Two Loop Scalar Bilinears for Inflationary SQED

TL;DR

This work computes the one- and two-loop vacuum expectations of two gauge-invariant scalar bilinears in massless, minimally coupled scalar QED on a locally de Sitter background, employing dimensional regularization and Schwinger-Keldysh in-in formalism. The authors derive the one-loop self-mass-squared and renormalize the theory, then evaluate the VEVs of the kinetic bilinear and the scalar bilinear, carefully organizing contributions from differentiated and undifferentiated scalars, mixed vertices, and photon interactions. Infrared logarithms are shown to cancel or be controlled by the finite renormalization of the conformal coupling, with the leading logarithm behavior matching stochastic inflation predictions, and a renormalization choice that eliminates leading late-time logs is highlighted.

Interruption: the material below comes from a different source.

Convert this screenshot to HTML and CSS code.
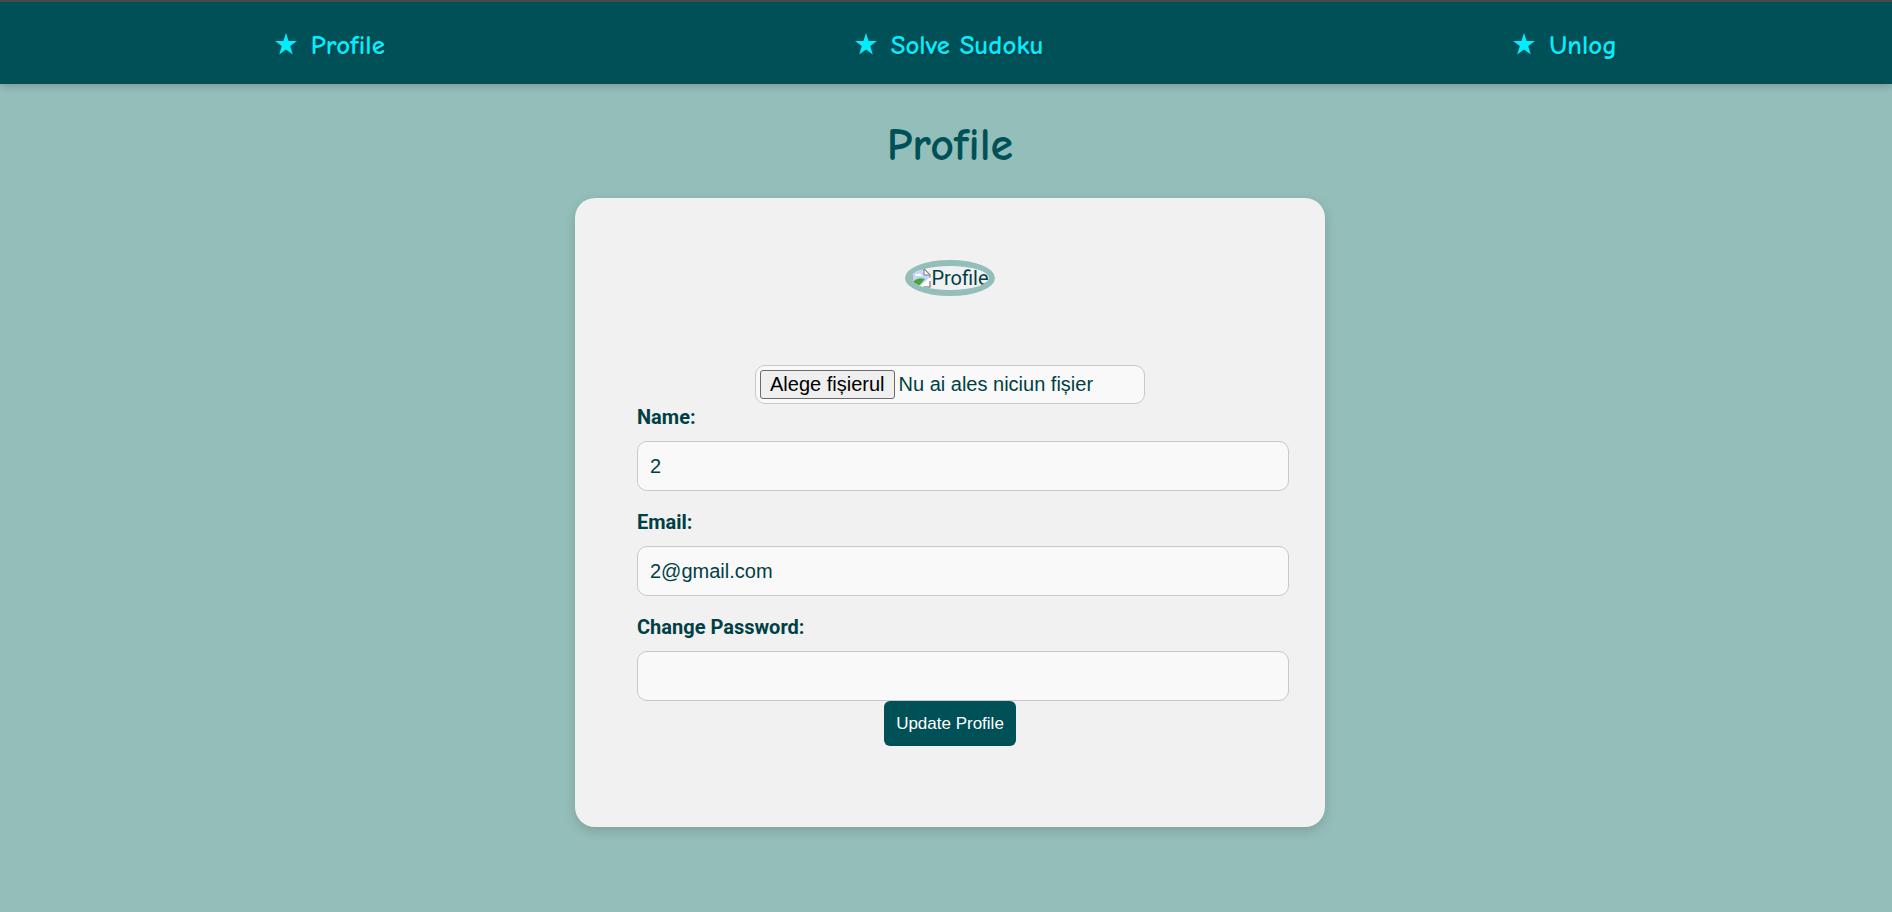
FILE: index.html
```html
<!DOCTYPE html>
<html lang="en">
<head>
<meta charset="utf-8">
<meta name="viewport" content="width=device-width, initial-scale=1">
<title>Profile</title>
<link rel="stylesheet" href="styles.css">
</head>
<body>
<nav class="navbar">
  <ul class="nav-list">
    <li><a class="nav-link" href="#profile"><svg class="star" viewBox="0 0 22 22" aria-hidden="true"><path d="M11 0l2.6 8.1H22l-6.8 5 2.6 8.3-6.8-5-6.8 5 2.6-8.3L0 8.1h8.4z"/></svg><span class="nav-text">Profile</span></a></li>
    <li><a class="nav-link" href="#sudoku"><svg class="star" viewBox="0 0 22 22" aria-hidden="true"><path d="M11 0l2.6 8.1H22l-6.8 5 2.6 8.3-6.8-5-6.8 5 2.6-8.3L0 8.1h8.4z"/></svg><span class="nav-text">Solve Sudoku</span></a></li>
    <li><a class="nav-link" href="#unlog"><svg class="star" viewBox="0 0 22 22" aria-hidden="true"><path d="M11 0l2.6 8.1H22l-6.8 5 2.6 8.3-6.8-5-6.8 5 2.6-8.3L0 8.1h8.4z"/></svg><span class="nav-text">Unlog</span></a></li>
  </ul>
</nav>
<main class="page">
  <h1 class="title">Profile</h1>
  <form class="card">
    <div class="avatar">
      <svg class="avatar-icon" viewBox="0 0 20 20" aria-hidden="true">
        <path d="M1 1h12l6 6v12H1z" fill="#fff"/>
        <path d="M2 2h11v5h5v3L9 18H2z" fill="#c3d5f8"/>
        <path d="M4 8a2 2 0 0 1 3-2 2.500 2.500 0 0 1 4 2z" fill="#fff"/>
        <path d="M1 18v-3c3-4 8-6 13-4l-7 8z" fill="#4ba638"/>
        <path d="M1 19V1h12l6 6v3M19 13v6h-7" fill="none" stroke="#909090" stroke-width="1.500"/>
        <path d="M13 1v6h6z" fill="#f4f4f4" stroke="#808080"/>
        <path d="M8 20L20 9v3l-9 8z" fill="#fff"/>
      </svg>
      <span>Profile</span>
    </div>
    <div class="file-field">
      <label class="file-button" for="picture">Alege fișierul</label>
      <span class="file-status">Nu ai ales niciun fișier</span>
      <input class="file-input" id="picture" type="file">
    </div>
    <div class="fields">
      <div class="field">
        <label class="label" for="name">Name:</label>
        <input class="input" id="name" type="text" value="2">
      </div>
      <div class="field">
        <label class="label" for="email">Email:</label>
        <input class="input" id="email" type="email" value="2@gmail.com">
      </div>
      <div class="field">
        <label class="label" for="password">Change Password:</label>
        <input class="input" id="password" type="password">
      </div>
    </div>
    <button class="submit" type="submit">Update Profile</button>
  </form>
</main>
</body>
</html>
```
FILE: styles.css
```css
body {
  margin: 0;
  min-height: 100vh;
  background: #94beb9;
  color: #003f44;
  font: 20px/24px Roboto, sans-serif;
}

.navbar {
  border-top: 2px solid #4a4a4a;
  background: #005057;
  box-shadow: 0 2px 8px rgba(0, 0, 0, 0.2);
}

.nav-list {
  display: flex;
  justify-content: space-around;
  margin: 0;
  padding: 25px 40px 23px;
  list-style: none;
}

.nav-link {
  display: flex;
  align-items: center;
  gap: 14px;
  color: #00eeff;
  font: bold 27px/30px "Comic Sans MS", "Comic Neue", "Noto Sans", sans-serif;
  text-decoration: none;
  text-shadow: 1px 1px 2px rgba(0, 0, 0, 0.3);
}

.nav-text {
  padding-top: 4px;
}

.star {
  width: 22px;
  height: 22px;
  fill: currentColor;
}

.page {
  display: flex;
  flex-direction: column;
  align-items: center;
  padding: 32px 0 40px 8px;
}

.title {
  margin: 0 0 22px;
  color: #005057;
  font: bold 46px/60px "Comic Sans MS", "Comic Neue", "Noto Sans", sans-serif;
}

.card {
  box-sizing: border-box;
  display: flex;
  flex-direction: column;
  align-items: center;
  width: 100%;
  max-width: 750px;
  padding: 62px 36px 81px 62px;
  border-radius: 20px;
  background: #f1f1f1;
  box-shadow: 0 4px 12px rgba(0, 0, 0, 0.15);
}

.avatar {
  display: flex;
  align-items: center;
  margin: 0 26px 69px 0;
  border: 6px solid #94beb9;
  border-radius: 50%;
  overflow: hidden;
}

.avatar-icon {
  width: 20px;
  height: 20px;
}

.file-field {
  position: relative;
  box-sizing: border-box;
  display: flex;
  align-items: center;
  gap: 4px;
  width: 390px;
  max-width: 100%;
  margin-right: 26px;
  padding: 4px;
  border: 1px solid #c8c8c8;
  border-radius: 10px;
  background: #f9f9f9;
  font-family: "Liberation Sans", Arial, sans-serif;
}

.file-button {
  padding: 2px 9px;
  border: 1px solid #6b6b6b;
  border-radius: 3px;
  background: #efefef;
  color: #000;
  line-height: 23px;
}

.file-status {
  line-height: 23px;
}

.file-input {
  position: absolute;
  inset: 0;
  width: 100%;
  opacity: 0;
}

.fields {
  display: grid;
  gap: 19px;
  width: 100%;
  padding-top: 1px;
}

.field {
  display: grid;
  gap: 12px;
}

.label {
  font-weight: bold;
}

.input {
  box-sizing: border-box;
  width: 100%;
  height: 50px;
  padding: 12px;
  border: 1px solid #c8c8c8;
  border-radius: 10px;
  background: #f9f9f9;
  color: #003f44;
  font: 20px/24px "Liberation Sans", Arial, sans-serif;
}

.submit {
  margin-right: 26px;
  padding: 12px;
  border: 0;
  border-radius: 6px;
  background: #005057;
  color: #fff;
  font: 17px/21px "Liberation Sans", Arial, sans-serif;
}
```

The results provide explicit perturbative data to test stochastic resummations of inflationary quantum effects and introduce covariant-d’Alembertian techniques to streamline de Sitter space calculations, with detailed appendices tabulating the required integrals.

Abstract

We evaluate the one and two loop contributions to the expectation values of two coincident and gauge invariant scalar bilinears in the theory of massless, minimally coupled scalar quantum electrodynamics on a locally de Sitter background. One of these bilinears is the product of two covariantly differentiated scalars, the other is the product of two undifferentiated scalars. The computations are done using dimensional regularization and the Schwinger-Keldysh formalism. Our results are in perfect agreement with the stochastic predictions at this order.